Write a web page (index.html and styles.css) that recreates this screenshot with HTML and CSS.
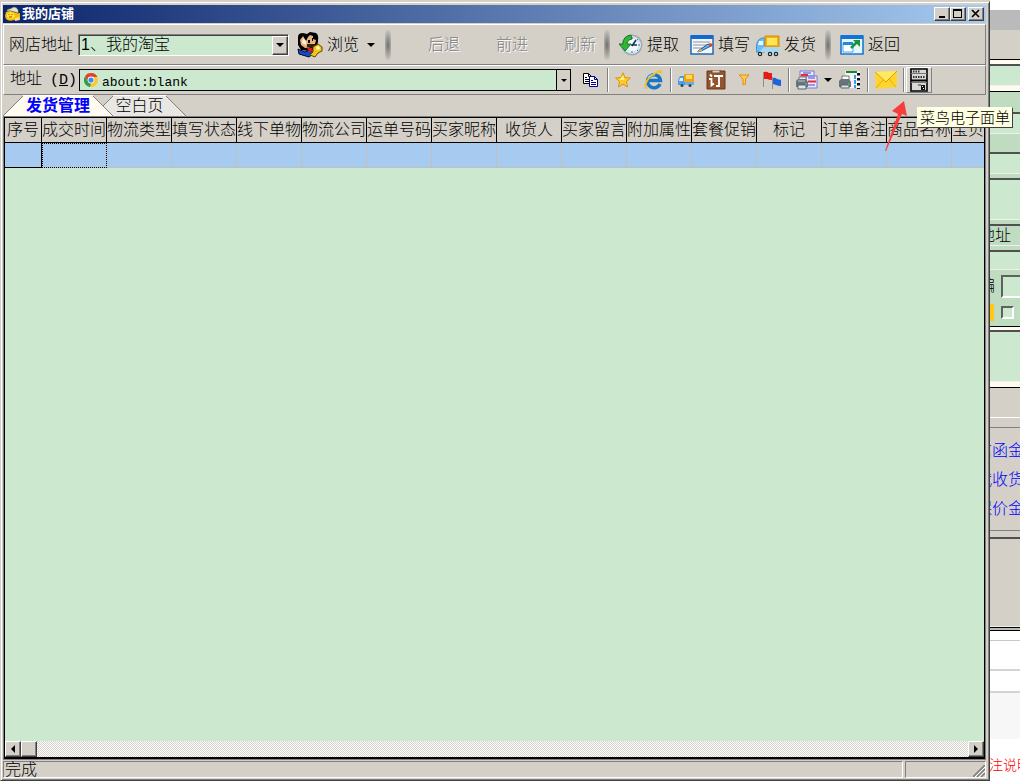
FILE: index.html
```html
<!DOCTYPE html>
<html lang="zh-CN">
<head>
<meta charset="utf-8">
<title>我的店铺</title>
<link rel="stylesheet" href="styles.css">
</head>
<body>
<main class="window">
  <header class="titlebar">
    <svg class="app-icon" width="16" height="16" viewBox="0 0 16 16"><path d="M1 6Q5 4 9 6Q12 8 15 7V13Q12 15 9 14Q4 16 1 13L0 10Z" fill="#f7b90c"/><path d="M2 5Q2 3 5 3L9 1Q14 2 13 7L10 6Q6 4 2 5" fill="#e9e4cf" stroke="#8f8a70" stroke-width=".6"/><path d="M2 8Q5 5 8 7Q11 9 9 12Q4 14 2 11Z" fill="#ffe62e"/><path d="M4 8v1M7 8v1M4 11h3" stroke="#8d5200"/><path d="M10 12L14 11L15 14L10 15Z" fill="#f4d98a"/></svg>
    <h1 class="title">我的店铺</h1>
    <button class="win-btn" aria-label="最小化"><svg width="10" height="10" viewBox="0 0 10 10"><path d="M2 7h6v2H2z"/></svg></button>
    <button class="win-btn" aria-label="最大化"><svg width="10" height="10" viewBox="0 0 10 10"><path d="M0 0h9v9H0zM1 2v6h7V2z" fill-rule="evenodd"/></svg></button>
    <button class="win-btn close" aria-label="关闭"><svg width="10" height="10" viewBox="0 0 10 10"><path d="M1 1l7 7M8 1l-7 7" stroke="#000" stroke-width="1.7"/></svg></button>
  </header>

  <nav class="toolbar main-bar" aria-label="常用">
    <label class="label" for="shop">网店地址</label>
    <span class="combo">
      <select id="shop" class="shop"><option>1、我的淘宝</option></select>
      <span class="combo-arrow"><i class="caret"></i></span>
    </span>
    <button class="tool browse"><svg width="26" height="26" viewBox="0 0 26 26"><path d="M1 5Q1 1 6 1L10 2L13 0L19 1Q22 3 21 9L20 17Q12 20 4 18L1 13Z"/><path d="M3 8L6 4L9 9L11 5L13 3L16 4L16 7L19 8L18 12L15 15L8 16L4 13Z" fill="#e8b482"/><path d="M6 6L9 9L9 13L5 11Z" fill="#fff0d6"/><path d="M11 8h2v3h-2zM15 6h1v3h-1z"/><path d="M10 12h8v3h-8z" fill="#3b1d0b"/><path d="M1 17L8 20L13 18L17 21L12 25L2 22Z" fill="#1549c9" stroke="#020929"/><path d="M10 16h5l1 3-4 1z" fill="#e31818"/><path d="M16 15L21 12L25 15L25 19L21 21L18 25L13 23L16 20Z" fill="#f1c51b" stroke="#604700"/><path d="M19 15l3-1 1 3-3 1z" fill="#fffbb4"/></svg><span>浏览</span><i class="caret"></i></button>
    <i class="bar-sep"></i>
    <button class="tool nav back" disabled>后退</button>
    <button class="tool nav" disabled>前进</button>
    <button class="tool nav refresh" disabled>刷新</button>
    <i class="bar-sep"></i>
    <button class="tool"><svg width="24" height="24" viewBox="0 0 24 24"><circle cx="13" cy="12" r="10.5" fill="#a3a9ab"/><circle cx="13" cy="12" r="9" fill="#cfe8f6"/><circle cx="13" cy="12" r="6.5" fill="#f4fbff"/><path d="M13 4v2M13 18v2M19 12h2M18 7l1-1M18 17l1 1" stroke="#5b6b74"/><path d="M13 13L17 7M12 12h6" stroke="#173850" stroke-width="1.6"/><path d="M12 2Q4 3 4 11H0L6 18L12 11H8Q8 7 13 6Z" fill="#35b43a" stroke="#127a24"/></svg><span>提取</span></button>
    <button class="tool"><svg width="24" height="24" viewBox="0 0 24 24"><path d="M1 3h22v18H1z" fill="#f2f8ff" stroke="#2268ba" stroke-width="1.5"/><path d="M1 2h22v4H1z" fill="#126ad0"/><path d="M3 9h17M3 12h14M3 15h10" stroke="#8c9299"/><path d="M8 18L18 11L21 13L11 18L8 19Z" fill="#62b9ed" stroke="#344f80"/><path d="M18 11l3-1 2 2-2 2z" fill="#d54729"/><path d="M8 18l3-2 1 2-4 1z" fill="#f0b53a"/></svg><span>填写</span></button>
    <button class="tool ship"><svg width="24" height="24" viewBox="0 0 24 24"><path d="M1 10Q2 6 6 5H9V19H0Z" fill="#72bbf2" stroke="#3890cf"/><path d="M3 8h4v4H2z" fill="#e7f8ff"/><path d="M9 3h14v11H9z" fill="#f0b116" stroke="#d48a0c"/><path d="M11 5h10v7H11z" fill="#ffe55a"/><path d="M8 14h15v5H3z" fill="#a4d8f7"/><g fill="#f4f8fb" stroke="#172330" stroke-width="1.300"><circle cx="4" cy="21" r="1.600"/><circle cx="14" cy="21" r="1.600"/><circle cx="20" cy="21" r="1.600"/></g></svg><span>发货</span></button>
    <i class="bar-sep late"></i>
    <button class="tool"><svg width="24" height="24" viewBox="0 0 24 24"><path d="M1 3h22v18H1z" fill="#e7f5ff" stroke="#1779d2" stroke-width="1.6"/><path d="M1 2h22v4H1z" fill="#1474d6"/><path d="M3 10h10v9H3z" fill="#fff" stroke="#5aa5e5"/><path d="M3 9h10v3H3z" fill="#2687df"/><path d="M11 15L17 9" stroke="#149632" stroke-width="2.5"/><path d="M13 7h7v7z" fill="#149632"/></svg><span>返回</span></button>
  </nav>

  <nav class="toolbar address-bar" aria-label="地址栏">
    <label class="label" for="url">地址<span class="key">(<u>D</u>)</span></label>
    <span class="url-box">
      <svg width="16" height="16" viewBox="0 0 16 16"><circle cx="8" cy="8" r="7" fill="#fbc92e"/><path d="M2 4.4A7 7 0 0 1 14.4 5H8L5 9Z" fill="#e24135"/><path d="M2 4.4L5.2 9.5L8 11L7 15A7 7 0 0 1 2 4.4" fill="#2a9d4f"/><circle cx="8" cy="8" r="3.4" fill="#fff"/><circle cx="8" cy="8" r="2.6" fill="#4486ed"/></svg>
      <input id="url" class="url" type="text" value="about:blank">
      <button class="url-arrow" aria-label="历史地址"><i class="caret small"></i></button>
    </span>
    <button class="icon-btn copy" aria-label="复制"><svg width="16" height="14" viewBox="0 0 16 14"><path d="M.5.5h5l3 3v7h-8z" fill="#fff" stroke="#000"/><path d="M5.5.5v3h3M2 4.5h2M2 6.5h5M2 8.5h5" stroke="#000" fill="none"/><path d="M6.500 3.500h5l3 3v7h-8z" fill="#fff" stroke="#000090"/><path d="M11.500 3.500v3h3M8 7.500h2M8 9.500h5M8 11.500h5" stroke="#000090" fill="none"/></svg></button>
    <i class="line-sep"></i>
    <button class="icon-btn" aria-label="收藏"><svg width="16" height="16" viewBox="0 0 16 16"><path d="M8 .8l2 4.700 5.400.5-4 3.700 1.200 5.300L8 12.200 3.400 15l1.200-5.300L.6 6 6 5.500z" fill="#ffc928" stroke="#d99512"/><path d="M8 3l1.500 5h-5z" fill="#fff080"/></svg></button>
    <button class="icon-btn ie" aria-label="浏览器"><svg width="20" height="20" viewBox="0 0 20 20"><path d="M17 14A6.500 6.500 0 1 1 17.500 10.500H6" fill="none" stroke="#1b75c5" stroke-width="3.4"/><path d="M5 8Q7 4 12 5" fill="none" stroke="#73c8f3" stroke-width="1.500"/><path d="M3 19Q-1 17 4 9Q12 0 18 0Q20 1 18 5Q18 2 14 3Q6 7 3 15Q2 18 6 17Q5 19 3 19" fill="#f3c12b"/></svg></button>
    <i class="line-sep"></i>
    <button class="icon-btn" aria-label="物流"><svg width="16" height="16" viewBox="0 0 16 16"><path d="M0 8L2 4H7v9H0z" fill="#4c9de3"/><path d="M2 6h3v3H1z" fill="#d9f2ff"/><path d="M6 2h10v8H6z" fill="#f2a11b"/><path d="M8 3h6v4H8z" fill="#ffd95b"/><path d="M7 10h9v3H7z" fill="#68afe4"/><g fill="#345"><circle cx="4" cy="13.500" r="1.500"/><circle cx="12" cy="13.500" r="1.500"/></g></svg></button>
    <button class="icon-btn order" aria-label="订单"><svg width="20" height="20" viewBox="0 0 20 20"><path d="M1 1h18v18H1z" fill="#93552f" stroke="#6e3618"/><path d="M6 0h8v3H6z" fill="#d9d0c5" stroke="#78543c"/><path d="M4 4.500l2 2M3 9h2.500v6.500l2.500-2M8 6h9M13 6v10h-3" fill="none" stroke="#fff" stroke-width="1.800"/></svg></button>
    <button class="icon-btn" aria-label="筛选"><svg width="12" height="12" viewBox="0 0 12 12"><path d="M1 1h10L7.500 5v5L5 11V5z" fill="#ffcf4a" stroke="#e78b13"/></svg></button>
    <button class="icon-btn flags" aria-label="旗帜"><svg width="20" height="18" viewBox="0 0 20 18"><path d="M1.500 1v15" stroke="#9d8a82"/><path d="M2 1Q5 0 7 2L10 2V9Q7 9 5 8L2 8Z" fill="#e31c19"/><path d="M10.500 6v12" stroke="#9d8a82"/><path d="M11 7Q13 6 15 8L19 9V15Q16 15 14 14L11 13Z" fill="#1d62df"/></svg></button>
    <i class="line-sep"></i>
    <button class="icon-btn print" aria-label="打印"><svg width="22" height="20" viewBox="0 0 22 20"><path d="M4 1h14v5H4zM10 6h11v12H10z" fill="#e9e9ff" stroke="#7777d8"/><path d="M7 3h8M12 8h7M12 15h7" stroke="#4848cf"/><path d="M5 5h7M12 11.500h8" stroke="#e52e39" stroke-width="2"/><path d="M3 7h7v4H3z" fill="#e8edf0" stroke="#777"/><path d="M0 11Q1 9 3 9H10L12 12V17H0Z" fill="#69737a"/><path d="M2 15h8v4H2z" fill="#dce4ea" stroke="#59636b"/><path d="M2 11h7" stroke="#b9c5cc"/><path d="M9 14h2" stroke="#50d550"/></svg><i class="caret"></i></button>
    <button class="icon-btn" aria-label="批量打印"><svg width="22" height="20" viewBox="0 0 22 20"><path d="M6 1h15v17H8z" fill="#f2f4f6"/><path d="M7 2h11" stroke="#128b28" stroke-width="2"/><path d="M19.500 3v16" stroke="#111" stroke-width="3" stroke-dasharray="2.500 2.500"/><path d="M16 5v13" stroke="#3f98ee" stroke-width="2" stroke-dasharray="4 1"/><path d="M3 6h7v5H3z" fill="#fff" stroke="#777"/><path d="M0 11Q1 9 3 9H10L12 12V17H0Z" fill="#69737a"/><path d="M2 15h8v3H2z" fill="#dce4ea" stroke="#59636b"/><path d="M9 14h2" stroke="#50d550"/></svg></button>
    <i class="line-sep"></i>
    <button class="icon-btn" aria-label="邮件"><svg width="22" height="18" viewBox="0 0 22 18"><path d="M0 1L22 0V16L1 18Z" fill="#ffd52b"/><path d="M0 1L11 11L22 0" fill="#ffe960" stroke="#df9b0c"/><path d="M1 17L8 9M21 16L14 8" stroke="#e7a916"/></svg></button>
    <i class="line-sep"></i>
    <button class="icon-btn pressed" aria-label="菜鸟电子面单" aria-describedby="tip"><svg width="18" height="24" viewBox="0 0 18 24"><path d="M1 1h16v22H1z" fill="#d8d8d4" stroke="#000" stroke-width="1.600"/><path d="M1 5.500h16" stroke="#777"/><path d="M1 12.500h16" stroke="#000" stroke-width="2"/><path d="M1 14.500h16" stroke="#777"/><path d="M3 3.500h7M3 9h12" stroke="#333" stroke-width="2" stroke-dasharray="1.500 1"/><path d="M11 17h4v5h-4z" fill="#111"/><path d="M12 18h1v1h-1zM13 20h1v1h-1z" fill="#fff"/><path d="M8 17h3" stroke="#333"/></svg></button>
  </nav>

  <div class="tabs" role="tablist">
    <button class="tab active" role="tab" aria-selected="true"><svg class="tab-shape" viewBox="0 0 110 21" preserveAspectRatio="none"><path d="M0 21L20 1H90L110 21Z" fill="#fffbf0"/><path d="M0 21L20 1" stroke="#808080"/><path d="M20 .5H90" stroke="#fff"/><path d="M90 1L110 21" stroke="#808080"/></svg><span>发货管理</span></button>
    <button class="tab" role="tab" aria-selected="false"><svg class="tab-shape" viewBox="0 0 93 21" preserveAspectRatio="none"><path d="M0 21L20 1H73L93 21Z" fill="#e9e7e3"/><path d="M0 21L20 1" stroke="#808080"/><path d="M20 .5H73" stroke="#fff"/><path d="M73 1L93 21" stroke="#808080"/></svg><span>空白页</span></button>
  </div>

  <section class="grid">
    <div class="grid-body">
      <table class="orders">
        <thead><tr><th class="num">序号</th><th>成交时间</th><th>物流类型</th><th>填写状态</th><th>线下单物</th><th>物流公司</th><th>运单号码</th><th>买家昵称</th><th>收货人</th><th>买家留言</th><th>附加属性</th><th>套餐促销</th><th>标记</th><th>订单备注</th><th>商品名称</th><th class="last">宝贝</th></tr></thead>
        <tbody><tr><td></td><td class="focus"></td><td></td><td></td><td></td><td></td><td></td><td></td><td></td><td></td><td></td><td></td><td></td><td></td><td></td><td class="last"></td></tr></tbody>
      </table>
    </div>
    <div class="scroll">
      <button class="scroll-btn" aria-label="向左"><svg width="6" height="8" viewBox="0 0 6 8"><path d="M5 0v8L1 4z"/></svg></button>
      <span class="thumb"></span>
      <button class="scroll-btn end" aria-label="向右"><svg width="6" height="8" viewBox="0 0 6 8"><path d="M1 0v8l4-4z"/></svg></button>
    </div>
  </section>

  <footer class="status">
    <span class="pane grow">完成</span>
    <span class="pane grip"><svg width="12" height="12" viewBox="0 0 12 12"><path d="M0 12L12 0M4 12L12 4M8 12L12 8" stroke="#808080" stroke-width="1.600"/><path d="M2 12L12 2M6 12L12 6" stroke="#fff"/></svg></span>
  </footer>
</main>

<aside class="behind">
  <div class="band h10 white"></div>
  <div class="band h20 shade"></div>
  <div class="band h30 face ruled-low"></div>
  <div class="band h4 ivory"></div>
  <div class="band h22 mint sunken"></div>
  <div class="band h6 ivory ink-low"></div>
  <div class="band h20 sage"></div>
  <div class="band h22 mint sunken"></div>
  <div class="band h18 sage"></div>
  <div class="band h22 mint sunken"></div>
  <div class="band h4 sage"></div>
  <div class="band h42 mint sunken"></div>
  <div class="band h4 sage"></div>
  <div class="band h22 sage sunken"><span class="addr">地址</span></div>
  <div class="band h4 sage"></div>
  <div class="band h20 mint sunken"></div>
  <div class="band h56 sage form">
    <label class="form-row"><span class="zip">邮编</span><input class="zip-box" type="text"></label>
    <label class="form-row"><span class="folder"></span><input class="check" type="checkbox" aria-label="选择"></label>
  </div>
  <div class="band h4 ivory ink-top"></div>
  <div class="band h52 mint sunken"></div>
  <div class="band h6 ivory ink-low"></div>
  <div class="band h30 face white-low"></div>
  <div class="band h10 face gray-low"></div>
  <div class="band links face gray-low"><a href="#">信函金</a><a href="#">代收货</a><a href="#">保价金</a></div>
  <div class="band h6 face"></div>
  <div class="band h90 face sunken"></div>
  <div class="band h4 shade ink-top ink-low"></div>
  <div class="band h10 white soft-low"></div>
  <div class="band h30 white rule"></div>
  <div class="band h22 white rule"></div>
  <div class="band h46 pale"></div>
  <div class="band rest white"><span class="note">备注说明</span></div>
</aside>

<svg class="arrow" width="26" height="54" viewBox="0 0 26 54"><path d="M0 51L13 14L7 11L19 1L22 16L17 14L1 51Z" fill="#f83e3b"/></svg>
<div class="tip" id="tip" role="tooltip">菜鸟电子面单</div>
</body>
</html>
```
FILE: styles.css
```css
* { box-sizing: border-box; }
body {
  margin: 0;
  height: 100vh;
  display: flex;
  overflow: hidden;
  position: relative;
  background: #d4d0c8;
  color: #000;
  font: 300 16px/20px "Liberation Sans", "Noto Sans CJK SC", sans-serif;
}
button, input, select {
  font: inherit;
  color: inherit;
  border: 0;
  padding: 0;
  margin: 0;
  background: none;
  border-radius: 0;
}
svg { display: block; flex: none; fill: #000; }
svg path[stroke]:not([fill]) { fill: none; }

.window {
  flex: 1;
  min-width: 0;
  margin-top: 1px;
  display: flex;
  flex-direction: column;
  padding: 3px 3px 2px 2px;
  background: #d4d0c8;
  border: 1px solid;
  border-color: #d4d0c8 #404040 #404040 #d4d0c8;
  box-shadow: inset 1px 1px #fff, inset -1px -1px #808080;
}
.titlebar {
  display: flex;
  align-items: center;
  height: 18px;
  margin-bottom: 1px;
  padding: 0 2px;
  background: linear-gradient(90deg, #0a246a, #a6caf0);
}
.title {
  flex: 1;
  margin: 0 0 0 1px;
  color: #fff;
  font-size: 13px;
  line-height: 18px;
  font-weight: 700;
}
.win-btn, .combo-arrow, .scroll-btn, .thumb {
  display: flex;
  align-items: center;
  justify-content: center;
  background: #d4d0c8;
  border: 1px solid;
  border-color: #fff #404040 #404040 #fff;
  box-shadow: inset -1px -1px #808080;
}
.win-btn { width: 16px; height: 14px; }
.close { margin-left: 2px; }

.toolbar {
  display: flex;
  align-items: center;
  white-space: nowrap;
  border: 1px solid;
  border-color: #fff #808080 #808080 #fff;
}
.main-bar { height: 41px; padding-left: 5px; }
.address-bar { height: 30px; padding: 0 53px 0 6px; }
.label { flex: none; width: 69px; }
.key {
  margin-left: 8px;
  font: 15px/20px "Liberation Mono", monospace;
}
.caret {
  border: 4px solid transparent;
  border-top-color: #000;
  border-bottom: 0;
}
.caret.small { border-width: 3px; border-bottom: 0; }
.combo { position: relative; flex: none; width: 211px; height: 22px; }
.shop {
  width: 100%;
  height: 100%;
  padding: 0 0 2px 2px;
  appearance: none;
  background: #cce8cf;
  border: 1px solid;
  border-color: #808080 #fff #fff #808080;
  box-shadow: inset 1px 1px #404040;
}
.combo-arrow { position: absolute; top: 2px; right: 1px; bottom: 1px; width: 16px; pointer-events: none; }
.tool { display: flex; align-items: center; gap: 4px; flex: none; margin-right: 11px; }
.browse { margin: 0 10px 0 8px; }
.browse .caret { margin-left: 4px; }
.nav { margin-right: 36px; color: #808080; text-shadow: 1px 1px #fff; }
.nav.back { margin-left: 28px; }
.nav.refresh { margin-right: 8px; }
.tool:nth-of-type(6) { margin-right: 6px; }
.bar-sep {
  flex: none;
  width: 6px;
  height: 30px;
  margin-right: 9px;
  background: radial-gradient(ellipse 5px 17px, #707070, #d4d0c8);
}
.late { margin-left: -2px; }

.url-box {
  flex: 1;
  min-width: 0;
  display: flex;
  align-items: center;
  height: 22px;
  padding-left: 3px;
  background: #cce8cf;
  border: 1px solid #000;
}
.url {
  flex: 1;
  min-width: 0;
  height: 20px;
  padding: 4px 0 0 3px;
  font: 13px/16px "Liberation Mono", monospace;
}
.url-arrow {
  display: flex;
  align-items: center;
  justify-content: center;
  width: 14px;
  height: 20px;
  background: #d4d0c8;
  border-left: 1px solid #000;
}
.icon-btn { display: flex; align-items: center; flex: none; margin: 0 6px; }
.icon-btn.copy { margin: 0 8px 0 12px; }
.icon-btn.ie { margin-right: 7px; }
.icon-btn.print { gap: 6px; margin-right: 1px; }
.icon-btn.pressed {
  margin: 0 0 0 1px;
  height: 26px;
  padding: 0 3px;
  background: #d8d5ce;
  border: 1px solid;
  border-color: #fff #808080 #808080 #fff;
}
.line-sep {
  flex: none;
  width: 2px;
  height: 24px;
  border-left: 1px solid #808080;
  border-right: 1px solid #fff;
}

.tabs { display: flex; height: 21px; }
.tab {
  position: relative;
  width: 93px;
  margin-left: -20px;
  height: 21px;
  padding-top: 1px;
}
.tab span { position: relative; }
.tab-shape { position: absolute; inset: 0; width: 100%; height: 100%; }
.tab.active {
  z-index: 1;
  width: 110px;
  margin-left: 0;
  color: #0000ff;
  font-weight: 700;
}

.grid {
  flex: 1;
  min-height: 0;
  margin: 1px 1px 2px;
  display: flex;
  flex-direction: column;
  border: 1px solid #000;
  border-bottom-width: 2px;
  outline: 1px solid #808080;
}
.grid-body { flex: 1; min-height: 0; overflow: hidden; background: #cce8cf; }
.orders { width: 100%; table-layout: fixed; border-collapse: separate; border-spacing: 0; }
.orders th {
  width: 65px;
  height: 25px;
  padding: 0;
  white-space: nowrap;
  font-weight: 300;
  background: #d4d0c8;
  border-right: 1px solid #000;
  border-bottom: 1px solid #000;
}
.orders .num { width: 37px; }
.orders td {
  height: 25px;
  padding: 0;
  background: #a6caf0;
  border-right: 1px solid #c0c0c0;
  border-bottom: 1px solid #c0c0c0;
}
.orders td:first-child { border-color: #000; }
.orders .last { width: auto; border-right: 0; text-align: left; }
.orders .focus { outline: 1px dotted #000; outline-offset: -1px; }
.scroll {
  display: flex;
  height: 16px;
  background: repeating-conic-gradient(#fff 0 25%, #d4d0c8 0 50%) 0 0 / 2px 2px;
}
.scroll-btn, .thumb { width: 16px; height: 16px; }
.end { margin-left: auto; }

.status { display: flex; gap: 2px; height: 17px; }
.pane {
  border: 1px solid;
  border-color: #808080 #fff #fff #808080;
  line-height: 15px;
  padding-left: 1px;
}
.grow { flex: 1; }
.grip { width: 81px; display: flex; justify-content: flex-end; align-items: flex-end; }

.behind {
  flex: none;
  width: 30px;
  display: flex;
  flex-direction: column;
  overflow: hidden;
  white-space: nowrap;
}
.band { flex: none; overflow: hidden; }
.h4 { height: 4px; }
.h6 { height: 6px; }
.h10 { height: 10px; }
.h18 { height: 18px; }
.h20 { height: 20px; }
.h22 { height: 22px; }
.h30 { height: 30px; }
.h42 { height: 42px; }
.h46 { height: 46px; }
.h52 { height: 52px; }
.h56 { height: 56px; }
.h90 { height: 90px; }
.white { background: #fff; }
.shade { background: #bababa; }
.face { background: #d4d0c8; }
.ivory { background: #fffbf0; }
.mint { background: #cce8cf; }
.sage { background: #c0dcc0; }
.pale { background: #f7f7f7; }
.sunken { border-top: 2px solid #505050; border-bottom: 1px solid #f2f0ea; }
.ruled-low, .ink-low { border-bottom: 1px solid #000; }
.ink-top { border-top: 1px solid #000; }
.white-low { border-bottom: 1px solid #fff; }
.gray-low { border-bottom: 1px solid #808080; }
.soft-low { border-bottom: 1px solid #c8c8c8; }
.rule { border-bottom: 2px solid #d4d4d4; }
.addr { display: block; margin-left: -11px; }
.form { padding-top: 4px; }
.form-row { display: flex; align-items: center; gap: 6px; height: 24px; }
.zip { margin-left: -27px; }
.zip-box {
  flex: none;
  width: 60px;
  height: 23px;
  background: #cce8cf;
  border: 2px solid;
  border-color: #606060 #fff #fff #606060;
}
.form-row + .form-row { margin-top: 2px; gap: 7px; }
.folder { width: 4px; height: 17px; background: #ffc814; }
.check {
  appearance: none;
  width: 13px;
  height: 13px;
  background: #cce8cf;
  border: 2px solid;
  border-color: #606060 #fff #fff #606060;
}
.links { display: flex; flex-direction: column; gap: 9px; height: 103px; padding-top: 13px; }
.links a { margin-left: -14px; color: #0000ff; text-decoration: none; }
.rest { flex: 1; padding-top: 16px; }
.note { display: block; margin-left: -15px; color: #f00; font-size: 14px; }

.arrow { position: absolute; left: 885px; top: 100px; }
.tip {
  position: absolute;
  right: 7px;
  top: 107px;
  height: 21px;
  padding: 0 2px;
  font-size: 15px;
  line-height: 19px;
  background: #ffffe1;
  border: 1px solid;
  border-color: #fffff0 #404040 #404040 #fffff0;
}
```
————
**EXERCISE GOAL**: List the lines of the material in which the word "index" occurs.

**COMPLETE ANSWER**:
Write a web page (index.html and styles.css) that recreates this screenshot with HTML and CSS.
FILE: index.html
  z-index: 1;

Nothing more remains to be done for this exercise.